O direito penal brasileiro, em consonância com os princípios constitucionais, não admite condenações baseadas em presunções, especialmente quando estas derivam de outras áreas do direito, como é o caso do direito tributário. A função das presunções no direito tributário é facilitar a fiscalização e a cobrança de tributos, mas sua aplicação no direito penal desacompanhada de outros elementos de comprovação direta do ilícito penal é absolutamente inválida. Somente dessa forma é possível garantir que o processo penal cumpra sua função de proteger os direitos individuais contra o arbítrio estatal.

_______________________________________

[1] BALTAZAR JR., José Paulo. Standards probatórios no processo penal. Revista AJUFERGS, v. 4, p. 161- -185, 2007, p. 176.

[2] TJ-SP – AC: 0010224-26.2011.8.26.0482; Rel.: Guilherme de Souza Nucci; 16ª Câmara de Direito Criminal; Data de julgamento: 10/05/2016; Data de registro: 10/05/2016.

[3] AgRg no REsp n. 1.874.619/PE, Relator: Ministro Rogério Schietti Cruz; Sexta Turma; DJe 2/12/2020.

[4] Há muitas obras importantes sobre a verdade no processo penal. Tratamos do tema em alguns trabalhos, dos quais destacamos: BOLDT, Raphael. Processo penal e catástrofe: entre as ilusões da razão punitiva e as imagens utópicas abolicionistas. 2ª ed. Rio de Janeiro: Lumen Juris, 2022.

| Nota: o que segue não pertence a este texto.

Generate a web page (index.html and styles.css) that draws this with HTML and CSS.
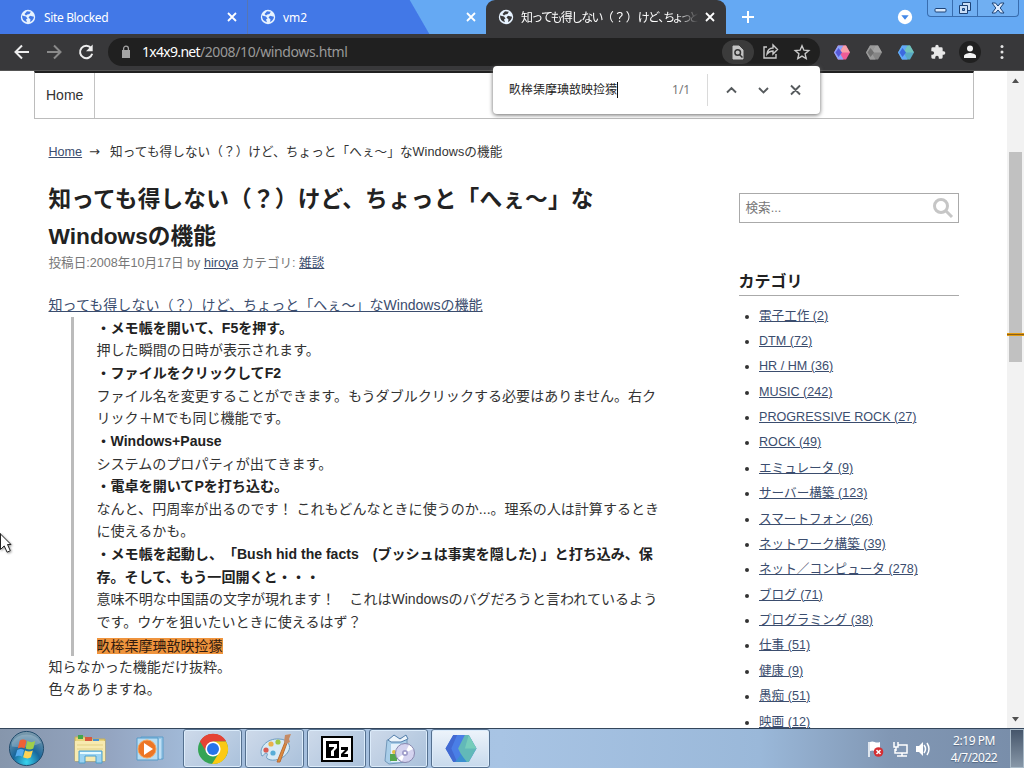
FILE: index.html
```html
<!DOCTYPE html>
<html lang="ja">
<head>
<meta charset="utf-8">
<title>Windowsの機能</title>
<link rel="stylesheet" href="styles.css">
</head>
<body>
<svg width="0" height="0" class="defs" aria-hidden="true">
  <defs>
    <symbol id="globe" viewBox="0 0 16 16"><circle cx="8" cy="8" r="7.2" fill="currentColor"/><path d="M2 6.5 6 7.5 7.500 9.500 6 10.500 7 13.200C3.500 12.500 2 10 2 6.500ZM7 2.300 10.800 2.700 9.500 5 7.200 5.500 6 6.600 4.500 5ZM10 6.800 14 7.800C13.800 10.200 12 12.400 10 13L10.500 10.500 8.500 8.500Z" fill="var(--hole)"/></symbol>
    <symbol id="close" viewBox="0 0 12 12"><path d="M2 2l8 8M10 2l-8 8" stroke="currentColor" stroke-width="1.8" fill="none"/></symbol>
    <symbol id="hex" viewBox="0 0 32 30"><path d="M8 1h16l8 14-8 14H8L0 15Z" fill="var(--a)"/><path d="M8 1h11l-8 14 8 14H8L0 15Z" fill="var(--c)"/><path d="M19 1h5l8 14H11Z" fill="var(--b)"/><path d="M3 15 9 6l7 9-7 9Z" fill="var(--d)"/></symbol>
    <symbol id="hex-large" viewBox="0 0 32 30"><path d="M8 1h16l8 14-8 14H8L0 15Z" fill="#4a7ee6"/><path d="M8 1h4L6 15l6 14H8L0 15Z" fill="#4169d2"/><path d="M20 1h4l8 14-8 14h-4l-7-14Z" fill="#62b9b8"/><path d="m24 1 8 14H20Z" fill="#76cdbb"/><path d="m10 29 6-8 6 8Z" fill="#3b8fd0"/></symbol>
  </defs>
</svg>
<div class="desktop">
  <header class="tabs">
    <div class="tab tab-one"><svg class="globe"><use href="#globe"/></svg><span class="tab-title">Site Blocked</span><svg class="x"><use href="#close"/></svg></div>
    <div class="tab tab-two"><svg class="globe"><use href="#globe"/></svg><span class="tab-title">vm2</span><svg class="x"><use href="#close"/></svg></div>
    <div class="tab tab-active"><svg class="globe"><use href="#globe"/></svg><span class="tab-title jp"><span class="snug">知っても得しない</span>（？）<span class="snug">けど</span><span class="comma">、</span><span class="tight">ちょっと</span></span><svg class="x"><use href="#close"/></svg></div>
    <svg class="plus" viewBox="0 0 14 14"><path d="M7 1v12M1 7h12" stroke="#fff" stroke-width="2"/></svg>
    <svg class="search-tabs" viewBox="0 0 16 16"><circle cx="8" cy="8" r="7.2" fill="#fff"/><path d="M4.300 6.300h7.400L8 10.800Z" fill="#4388e8"/></svg>
    <div class="window-buttons">
      <span><svg viewBox="0 0 24 16"><rect x="7" y="8.500" width="11" height="3.500" rx="1" fill="#d8e8fb" stroke="#1d4377"/></svg></span>
      <span><svg viewBox="0 0 24 16"><g fill="#c9def7" stroke="#1d4377"><path d="M9.500 2.500h8v8h-8Z"/><path d="M6.500 5.500h8v8h-8Z"/><path d="M9.500 8.500h2v2h-2Z" fill="#65a9f3"/></g></svg></span>
      <span class="wide"><svg viewBox="0 0 24 16"><path d="M6 3h3.500L12 6l2.500-3H18l-3.800 5 3.800 5h-3.500L12 10l-2.500 3H6l3.800-5Z" fill="#dceafd" stroke="#1d4377"/></svg></span>
    </div>
  </header>
  <div class="toolbar">
    <svg class="nav-icons" viewBox="0 0 108 36"><g fill="none" stroke-width="2"><path d="M29 18H16M22 11.500 15.500 18l6.500 6.500" stroke="#eee"/><path d="M47 18h13M54 11.500l6.500 6.500-6.500 6.500" stroke="#8a8a8a"/><path d="M91 14a6.200 6.200 0 1 0 1.200 5.800" stroke="#eee"/></g><path d="M92.700 10.500v6.700H86Z" fill="#eee"/></svg>
    <div class="address">
      <svg class="lock" viewBox="0 0 10 14"><path d="M1 5h8v8H1Z" fill="#a4a4a4"/><path d="M2.600 6V3.600a2.400 2.400 0 0 1 4.800 0V6" fill="none" stroke="#a4a4a4" stroke-width="1.300"/></svg>
      <span class="url"><b>1x4x9.net</b>/2008/10/windows.html</span>
      <svg class="address-icons" viewBox="0 0 98 28"><rect x="0" y="2" width="32" height="24" rx="12" fill="#3b3b3b"/><path d="M11 8h6l4 4v9H11Z" fill="#c4c4c4" stroke="#c4c4c4" stroke-linejoin="round"/><circle cx="15.700" cy="14.500" r="2.800" fill="none" stroke="#333" stroke-width="1.500"/><path d="m17.500 16.500 3 3" stroke="#333" stroke-width="1.500"/><g fill="none" stroke="#cacaca" stroke-width="1.400"><path d="M45 9h-3v11h12v-4M45 16c.5-4 3-6 6-6V7l4.500 4.500L51 16v-3c-3 0-4.500 1-6 3Z"/><path d="m80 7.700 1.900 4.500 4.900.4-3.700 3.200 1.100 4.800-4.200-2.500-4.200 2.500 1.100-4.800-3.700-3.200 4.900-.4Z"/></g></svg>
    </div>
    <div class="extensions">
      <svg class="hex pink"><use href="#hex"/></svg>
      <svg class="hex gray"><use href="#hex"/></svg>
      <svg class="hex blue"><use href="#hex"/></svg>
      <svg class="puzzle" viewBox="0 0 24 24"><path d="M20.500 11H19V7a2 2 0 0 0-2-2h-4V3.500a2.500 2.500 0 0 0-5 0V5H4a2 2 0 0 0-2 2v3.800h1.500a2.700 2.700 0 0 1 0 5.400H2V20a2 2 0 0 0 2 2h3.800v-1.500a2.700 2.700 0 0 1 5.400 0V22H17a2 2 0 0 0 2-2v-4h1.500a2.500 2.500 0 0 0 0-5Z" fill="#e8e8e8"/></svg>
      <svg class="profile" viewBox="0 0 22 22"><circle cx="11" cy="11" r="11" fill="#202020"/><circle cx="11" cy="7.500" r="3" fill="#f3f3f3"/><path d="M5 17v-2c0-2 4-3 6-3s6 1 6 3v2Z" fill="#f3f3f3"/></svg>
      <svg class="dots" viewBox="0 0 4 16"><g fill="#e4e4e4"><circle cx="2" cy="2.500" r="1.500"/><circle cx="2" cy="8" r="1.500"/><circle cx="2" cy="13.500" r="1.500"/></g></svg>
    </div>
  </div>
  <div class="viewport">
    <div class="page">
      <nav class="site-nav"><a>Home</a></nav>
      <div class="columns">
        <main>
          <div class="crumbs"><a>Home</a><span class="arrow">→</span><span class="trail">知っても得しない（？）けど、ちょっと「へぇ〜」なWindowsの機能</span></div>
          <h1><span class="spread">知っても得しない（？）けど、ちょっと「へぇ〜」な</span><br>Windowsの機能</h1>
          <div class="meta">投稿日:2008年10月17日 by <a>hiroya</a> カテゴリ: <a>雑談</a></div>
          <div class="entry">
            <div><a>知っても得しない（？）けど、ちょっと「へぇ〜」なWindowsの機能</a></div>
            <blockquote>
              <b>・メモ帳を開いて、F5を押す。</b><br>
              押した瞬間の日時が表示されます。<br>
              <b>・ファイルをクリックしてF2</b><br>
              ファイル名を変更することができます。もうダブルクリックする必要はありません。右ク<br>リック＋Mでも同じ機能です。<br>
              <b>・Windows+Pause</b><br>
              システムのプロパティが出てきます。<br>
              <b>・電卓を開いてPを打ち込む。</b><br>
              なんと、円周率が出るのです！ これもどんなときに使うのか...。理系の人は計算するとき<br>に使えるかも。<br>
              <b>・メモ帳を起動し、「Bush hid the facts　(ブッシュは事実を隠した) 」と打ち込み、保<br>存。そして、もう一回開くと・・・</b><br>
              意味不明な中国語の文字が現れます！　これはWindowsのバグだろうと言われているよう<br>です。ウケを狙いたいときに使えるはず？<br>
              <mark>畂桳栠摩琠敨映捡獴</mark>
            </blockquote>
            <div>知らなかった機能だけ抜粋。<br>色々ありますね。</div>
          </div>
        </main>
        <aside>
          <div class="search"><span>検索...</span><svg viewBox="0 0 22 22"><circle cx="9" cy="9" r="6.500" fill="none" stroke="#c6c6c6" stroke-width="3"/><path d="m14 14 6 6" stroke="#c6c6c6" stroke-width="3"/></svg></div>
          <h2>カテゴリ</h2>
          <ul>
            <li><a>電子工作 (2)</a></li><li><a>DTM (72)</a></li><li><a>HR / HM (36)</a></li><li><a>MUSIC (242)</a></li><li><a>PROGRESSIVE ROCK (27)</a></li><li><a>ROCK (49)</a></li><li><a>エミュレータ (9)</a></li><li><a>サーバー構築 (123)</a></li><li><a>スマートフォン (26)</a></li><li><a>ネットワーク構築 (39)</a></li><li><a>ネット／コンピュータ (278)</a></li><li><a>ブログ (71)</a></li><li><a>プログラミング (38)</a></li><li><a>仕事 (51)</a></li><li><a>健康 (9)</a></li><li><a>愚痴 (51)</a></li><li><a>映画 (12)</a></li>
          </ul>
        </aside>
      </div>
    </div>
    <div class="scrollbar"><svg viewBox="0 0 17 658"><path d="M5 12h7L8.500 7.500ZM5 646h7l-3.500 4.500Z" fill="#505050"/><path d="M2 81h13v210H2Z" fill="#c1c1c1"/><path d="M0 262h17v3H0Z" fill="#e39a10"/><path d="M0 263h17v1H0Z" fill="#8a6018"/></svg></div>
  </div>
  <footer class="taskbar">
    <svg class="start" viewBox="0 0 40 40"><defs><radialGradient id="orb" cx=".5" cy=".9" r=".9"><stop stop-color="#38d5ee"/><stop offset=".45" stop-color="#19679c"/><stop offset="1" stop-color="#829eae"/></radialGradient></defs><circle cx="20" cy="20" r="17.500" fill="url(#orb)" stroke="#204b6c"/><path d="M5 14a16 13 0 0 1 30 0c-8 4-20 6-30 4Z" fill="#fff" opacity=".22"/><path d="M13 12c3-2 5-1 7 0l-2 8c-2-1-4-1.500-7 0Z" fill="#ef6135"/><path d="M21 12c3 2 5 2 8 0l-2 8c-3 1.500-5 1-8 0Z" fill="#9fce4b"/><path d="M10.500 21.500c3-1.500 5-1 7 0l-2 7c-2-1-4-1.500-7 0Z" fill="#55abed"/><path d="M18.500 22c3 1.500 5 1.500 8 0l-2 7c-3 2-5 1-8 0Z" fill="#fed354"/></svg>
    <svg class="explorer" viewBox="0 0 34 30"><path d="M2 3h11l2 2h17v22H2Z" fill="#e9d57c" stroke="#c4ad5b"/><path d="M5 1h5v4H5Z" fill="#43a64c"/><path d="M12 3h7v4h-7Z" fill="#d7593e"/><path d="M20 5h6v3h-6Z" fill="#4a91d0"/><path d="M2 7h30v20H2Z" fill="#f7eab0"/><path d="M4 11h26M4 15h26" stroke="#e3d184"/><path d="M6 29V17h23v12h-6v-7H12v7Z" fill="#9bd3f2" stroke="#4b9fcc"/><path d="M7 19h21" stroke="#e5fbff" stroke-width="2"/></svg>
    <svg class="player" viewBox="0 0 30 26"><path d="M5 1h22v22H5Z" fill="#9bc9e8" stroke="#5b9dcb"/><path d="M1 2h21v22H1Z" fill="#b8ddf2" stroke="#559bc9"/><path d="M24 3v20" stroke="#e5f5ff" stroke-width="1"/><circle cx="11" cy="13" r="9" fill="#ed7625" stroke="#f5a45b"/><path d="m8 7 9 6-9 6Z" fill="#fff"/></svg>
    <div class="apps">
      <div class="app"><svg viewBox="0 0 32 32"><circle cx="16" cy="16" r="15" fill="#35a455"/><path d="M16 16 3 8.500A15 15 0 0 1 29 8.500H16Z" fill="#e54335"/><path d="M3 8.500 10 20l6-12h13A15 15 0 0 0 3 8.500Z" fill="#e54335"/><path d="M16 8.500h13A15 15 0 0 1 15 31l7.500-12Z" fill="#fbc913"/><circle cx="16" cy="16" r="7.600" fill="#fff"/><circle cx="16" cy="16" r="6" fill="#2874ea"/></svg></div>
      <div class="app"><svg viewBox="0 0 32 32"><path d="M3 23C-1 15 8 5 20 6c9 0 13 7 9 13-4 7-15 10-20 7-4-2 2-5-2-6-2 0-2 3-4 3Z" fill="#d7eaf5" stroke="#6d9cc0"/><circle cx="7" cy="17" r="2.600" fill="#d95a50"/><circle cx="12" cy="11" r="2.600" fill="#eab149"/><circle cx="19" cy="9" r="2.600" fill="#9cc842"/><circle cx="14" cy="20" r="2.600" fill="#58add7"/><path d="m18 29 8-20 2 1-7 19Z" fill="#df8c3c" stroke="#b76d38"/><path d="m25 9 1-7 6-1-2 5 1 3-4 2Z" fill="#c58b65"/></svg></div>
      <div class="app"><svg viewBox="0 0 32 26"><path d="M1 1h30v24H1Z" fill="#fff" stroke="#000" stroke-width="2"/><path d="M5 5h13v17H5Z"/><path d="M8 8h8v4l-3 3v5h-3v-5l3-3v-1H8Z" fill="#fff"/><path d="M20 11h7v3l-4 4h4v3h-7v-3l4-4h-4Z"/></svg></div>
      <div class="app"><svg viewBox="0 0 32 32"><path d="m4 7 17-2 3 2v22l-18 2-4-3Z" fill="#a9cee9" stroke="#7298b9"/><path d="M8 11h14v18H8Z" fill="#e5f1fb"/><path d="m5 7 6-5 6 4 6-4 2 4-7 3H8Z" fill="#edf5fb" stroke="#537fac"/><path d="M7 21h7v7H7Z" fill="#55a64d"/><circle cx="11" cy="19" r="2" fill="#e4bf41"/><circle cx="22" cy="20" r="9.500" fill="#d4d3ef" stroke="#8987ae"/><path d="m22 20 4-8a9 9 0 0 1 4 4ZM22 20l-7 5 4 3Z" fill="#fff"/><circle cx="22" cy="20" r="3" fill="#9f9dca"/><circle cx="22" cy="20" r="1.300" fill="#fff"/></svg></div>
      <div class="app active"><svg class="big-hex"><use href="#hex-large"/></svg></div>
    </div>
    <svg class="tray" viewBox="0 0 66 20"><g fill="none" stroke="#fff" stroke-width="1.500"><path d="M2 3v15"/><path d="M31 6h9v8h-12v-4M35 14v3M30 17h10M27 3v5h4V3M29 8v4"/><path d="M57 6q3 4 0 8M60 4q4 6 0 12"/></g><path d="M3 3c4-2 5 2 10 0v9c-5 2-6-2-10 0Z" fill="#fff"/><circle cx="11.500" cy="13" r="4.800" fill="#d52e32"/><path d="m9.500 11 4 4m0-4-4 4" stroke="#fff" stroke-width="1.500"/><path d="M49 7h3l4-4v14l-4-4h-3Z" fill="#fff"/></svg>
    <div class="clock"><span>2:19 PM</span><span>4/7/2022</span></div>
    <div class="show-desktop"></div>
  </footer>
  <div class="find"><span class="query">畂桳栠摩琠敨映捡獴</span><i class="caret"></i><span class="count">1/1</span><svg viewBox="0 0 98 32"><path d="M.5 0v32" stroke="#dadada"/><g fill="none" stroke="#575b5e" stroke-width="1.900"><path d="m20 18.500 4.500-4.500 4.500 4.500M52 14l4.500 4.500L61 14M84 11.500l9 9m0-9-9 9"/></g></svg></div>
  <svg class="pointer" viewBox="0 0 13 22"><path d="M-2 -1.500 11 11.500H7.500l2.800 6.200-3.200 1.500-2.900-6.300L.5 16.500v-16" fill="#fff" stroke="#222"/></svg>
</div>
</body>
</html>
```

FILE: styles.css
```css
* { box-sizing: border-box; }
body { margin: 0; overflow: hidden; font-family: "Liberation Sans", "Noto Sans CJK JP", sans-serif; text-spacing-trim: space-all; }
.defs { position: absolute; }
svg { display: block; flex: none; }
.desktop { position: relative; width: 1024px; height: 768px; display: flex; flex-direction: column; background: #fff; overflow: hidden; }

.tabs { height: 34px; flex: none; display: flex; align-items: center; background: linear-gradient(90deg, #4278e7 0 400px, #65a9f3 440px); color: #fff; font-family: "Noto Sans", "Noto Sans CJK JP", sans-serif; font-size: 12px; --hole: #4278e7; }
.tab { height: 34px; display: flex; align-items: center; flex: none; }
.tab .globe { width: 16px; height: 16px; margin-right: 7px; color: #e7f3ff; }
.tab .x { width: 12px; height: 12px; margin-left: auto; }
.tab-one { width: 247px; padding: 0 9px 0 20px; background: #4278e7; }
.tab-one .tab-title { letter-spacing: -0.35px; margin-left: 1px; }
.tab-two { width: 239px; padding: 0 9px 0 12px; border-left: 1px solid #5676b4; background: linear-gradient(60deg, #4278e7 calc(50% + 45px), #65a9f3 calc(50% + 46px)); }
.tab-active { width: 240px; padding: 0 10px 0 12px; background: #38383a; border-radius: 9px 9px 0 0; --hole: #38383a; }
.tab-active .tab-title { width: 177px; white-space: nowrap; mask-image: linear-gradient(90deg, #000 156px, transparent 177px); }
.snug { letter-spacing: -1.75px; }
.comma { letter-spacing: -7px; }
.tight { letter-spacing: -3.600px; }
.plus { width: 14px; height: 14px; margin-left: 15px; }
.search-tabs { width: 16px; height: 16px; margin-left: 142px; }
.window-buttons { display: flex; width: 92px; height: 17px; align-self: flex-start; margin-left: 14px; border: 1px solid #386daf; border-top: 0; border-radius: 0 0 4px 4px; background: #70aff2; }
.window-buttons span { width: 25px; border-right: 1px solid #386daf; }
.window-buttons svg { width: 24px; height: 16px; }
.window-buttons .wide { width: 41px; border: 0; padding-left: 8px; }

.toolbar { height: 37px; flex: none; display: flex; align-items: center; background: #38383a; border-bottom: 1px solid #555; }
.nav-icons { width: 108px; height: 36px; }
.address { display: flex; align-items: center; width: 712px; height: 28px; border-radius: 14px; background: #202020; padding-left: 13px; }
.lock { width: 10px; height: 14px; }
.url { margin-left: 11px; font: 14px/20px "Noto Sans", sans-serif; color: #999; letter-spacing: -0.38px; }
.url b { font-weight: 400; color: #fff; letter-spacing: -0.7px; }
.address-icons { width: 98px; height: 28px; margin-left: auto; }
.extensions { display: flex; align-items: center; }
.hex { width: 16px; height: 15px; margin-left: 14px; margin-right: 2px; }
.pink { --a: #ef5c96; --b: #f7a0a9; --c: #8aa4fc; --d: #5758d8; }
.gray { --a: #858585; --b: #a2a2a2; --c: #999; --d: #707070; }
.blue { --a: #58aac4; --b: #72c4bb; --c: #62a9f9; --d: #3c69e0; }
.puzzle { width: 16px; height: 16px; margin-left: 14px; }
.profile { width: 22px; height: 22px; margin-left: 13px; }
.dots { width: 4px; height: 16px; margin-left: 19px; }

.viewport { height: 657px; flex: none; display: flex; justify-content: space-between; overflow: hidden; }
.page { width: 940px; margin-left: 34px; color: #333; }
.page a { color: #3b4d6e; text-decoration: underline; text-underline-offset: 1px; text-decoration-thickness: 1px; }
.site-nav { height: 48px; border: 1px solid #bcbcbc; border-top: 2px solid #202020; display: flex; }
.site-nav a { width: 60px; border-right: 1px solid #c3c3c3; padding-left: 11px; font-size: 14px; line-height: 45px; color: #333; text-decoration: none; }
.columns { display: flex; }
main { width: 624px; margin-left: 14.500px; white-space: nowrap; }
.crumbs { height: 24px; margin-top: 21px; font-size: 12.600px; line-height: 24px; display: flex; }
.trail { letter-spacing: .09px; }
.arrow { margin: 0 9px 0 7px; font-family: "DejaVu Sans", sans-serif; font-size: 13px; width: 12px; }
h1 { margin: 17px 0 0; font-size: 22.700px; line-height: 37px; color: #222; height: 73px; }
.spread { letter-spacing: .17px; }
.meta { height: 20px; font-size: 12.600px; line-height: 18px; color: #777; }
.entry { margin-top: 20px; font-size: 14.050px; line-height: 22.640px; }
.entry > div:first-child { height: 22.700px; }
blockquote { height: 339px; margin: 0 0 0 22px; border-left: 3px solid #bbb; padding-left: 23px; }
blockquote b { color: #222; }
mark { background: #ef943d; color: #321b0e; display: inline-block; height: 16px; line-height: 16px; font-size: 14px; vertical-align: -1px; }
aside { width: 220px; margin-left: 66px; padding-top: 74px; }
.search { height: 30px; border: 1px solid #aaa; display: flex; align-items: center; justify-content: space-between; padding: 0 4px 0 6px; color: #777; font-size: 12.600px; }
.search span { padding-bottom: 3px; }
.search svg { width: 22px; height: 22px; }
h2 { margin: 45px 0 7.600px; height: 28px; line-height: 27px; border-bottom: 1px solid #aaa; font-size: 16px; color: #222; }
ul { margin: 0; padding: 0 0 0 20.500px; list-style: disc; font-size: 12.600px; white-space: nowrap; line-height: 25.375px; }
li { height: 25.375px; }
li::marker { font-size: 12px; }
.scrollbar { width: 17px; background: #f2f2f2; }
.scrollbar svg { width: 17px; height: 658px; }

.taskbar { height: 40px; flex: none; display: flex; align-items: center; border-top: 1px solid #34465b; background: linear-gradient(90deg, #8696ac, #94a5c1 110px, #a2bbd9 190px, #a8c4e4 500px, #9ab8d9 760px, #8197b4 890px, #788da9); }
.start { width: 39px; height: 39px; margin-left: 7px; }
.explorer { width: 34px; height: 30px; margin-left: 27px; }
.player { width: 30px; height: 26px; margin-left: 29px; }
.apps { display: flex; gap: 3px; margin-left: 17px; }
.app { width: 59px; height: 39px; display: flex; align-items: center; justify-content: center; border: 1px solid #55708f; border-radius: 3px; box-shadow: inset 0 0 0 1px #dcecfb; background: linear-gradient(135deg, #cedaea, #aac1db); }
.app svg { width: 32px; height: 32px; }
.app.active { background: linear-gradient(#edf4fb, #c7d9ec); }
.app .big-hex { width: 32px; height: 29px; }
.tray { width: 66px; height: 20px; margin-left: auto; }
.clock { width: 58px; margin-left: 12px; color: #fff; display: flex; flex-direction: column; align-items: center; font: 12px/17px "Noto Sans", sans-serif; letter-spacing: -0.45px; text-shadow: 0 1px 1px #536781; }
.show-desktop { width: 14px; height: 39px; margin-left: 7px; border: 1px solid #a9bac8; background: linear-gradient(#46566b, #8797a8); }

.find { position: absolute; left: 493px; top: 66px; width: 327px; height: 48px; display: flex; align-items: center; border-radius: 4px; background: #fff; box-shadow: 0 1px 4px #666; padding-left: 16px; font: 12px/16px "Noto Sans", "Noto Sans CJK JP", sans-serif; color: #222; }
.caret { width: 1px; height: 16px; background: #111; }
.find .count { width: 20px; margin-left: 54px; color: #777; }
.find svg { width: 98px; height: 32px; margin-left: 15px; }
.pointer { position: absolute; left: 0; top: 533px; width: 13px; height: 22px; filter: drop-shadow(1px 1px 1px #999); }
```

[5] COUTINHO, Jacinto Nelson de Miranda. Quando se fala de verdade no processo penal, do que se fala? Consultor Jurídico. Disponível em; https://www.conjur.com.br/2020-jun-26/limite-penal-quando-verdade-processo-penal/. Acesso em 28 de agosto de 2024.

[6] STF – AP 987/MG; Rel. Min.: Edson Fachin; Segunda Turma; Data de julgamento: 25/09/2018; Data de publicação: 08/03/2019.

[7] HC n. 821.162/SP; Relator: Ministro Sebastião Reis Júnior; Sexta Turma; julgado em 12/09/2023; DJe de 15/09/2023.

[8] AgRg no REsp n. 1.874.619/PE, Relator: Ministro Rogério Schietti Cruz; Sexta Turma; DJe 2/12/2020.